Only $8.2 billion remains in outstanding Capital Purchase Program investments made in 259 banks, as the Treasury continues to wind down the Troubled Asset Relief Program, according to analysts with Keefe, Bruyette & Woods. Earlier this year, the Treasury penned a blog outlining how it would phase out TARP.

The Treasury initially invested $204.9 billion in 707 banking institutions via TARP, including the acquisition of mortgage securities. As of November 14, $219.6 billion was received in repayments and income.

In its latest TARP tracker report this week, KBW noted the completion of Treasury’s seventh and eighth public auction. The seventh auction of $77 million in total investments in 11 banks was completed on October 31 and proceeds reached $67 million. The eighth auction completed in early November, comprised of $72 million in total investments in 11 banks and proceeds hit $65 million.

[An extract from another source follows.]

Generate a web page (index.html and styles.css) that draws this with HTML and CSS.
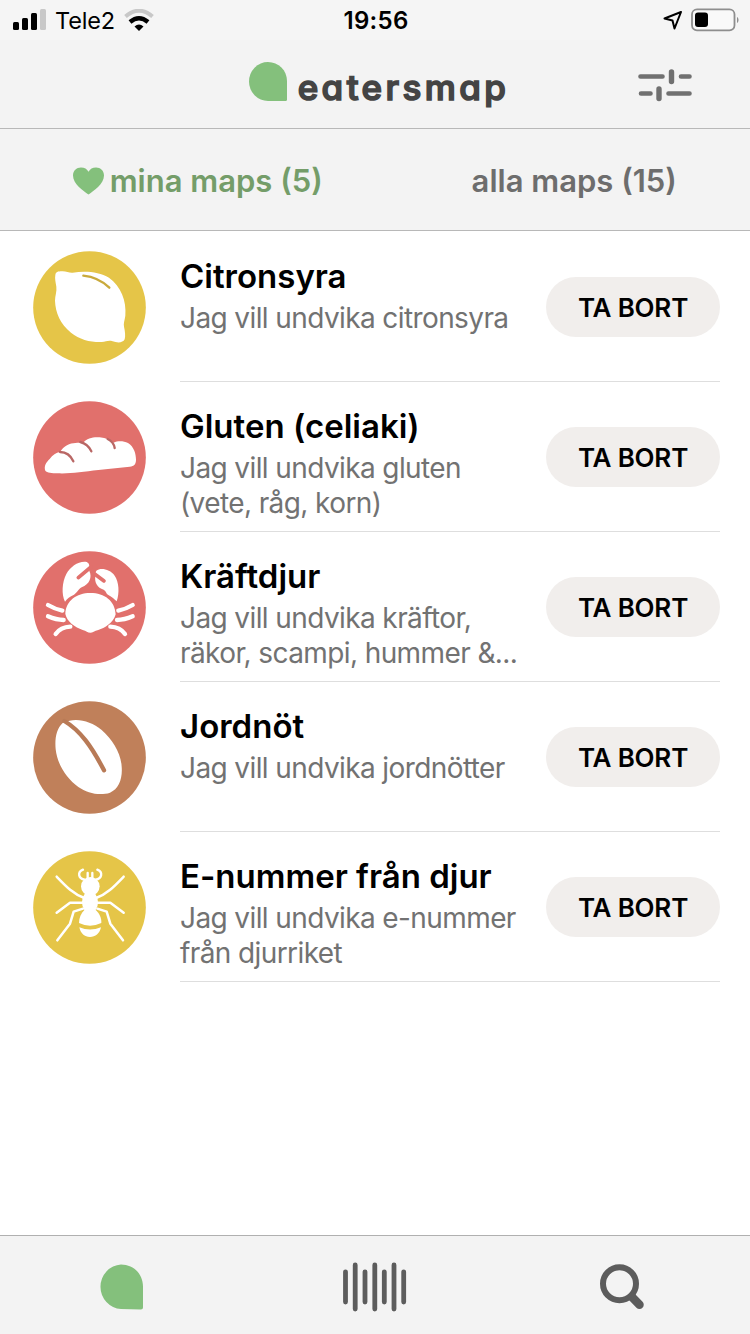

Treasury’s ninth public auction of $121 million in total investments in 11 banks commences Friday. The banks included in the auction are AKPB, BONC, CART, CBB Bancorp, Clover Community Bankshares, Community Bancshares of Mississippi, CBBC, Corning Savings & Loan Association, Country Bank Shares, FFWC, Hometown Bancshares, KSBI, Layton Park Financial Group, PKBK and TriSummit Bank

PVTB and EFSC fully repaid TARP in the amounts of $244 million and $35 million, respectively. Partial repayments were made by ICBN, FIRT and FSNF. 

Through October, the Treasury reported $11.8 billion in CPP dividends and interest and tallied $364.7 million in missed dividend and interest payments.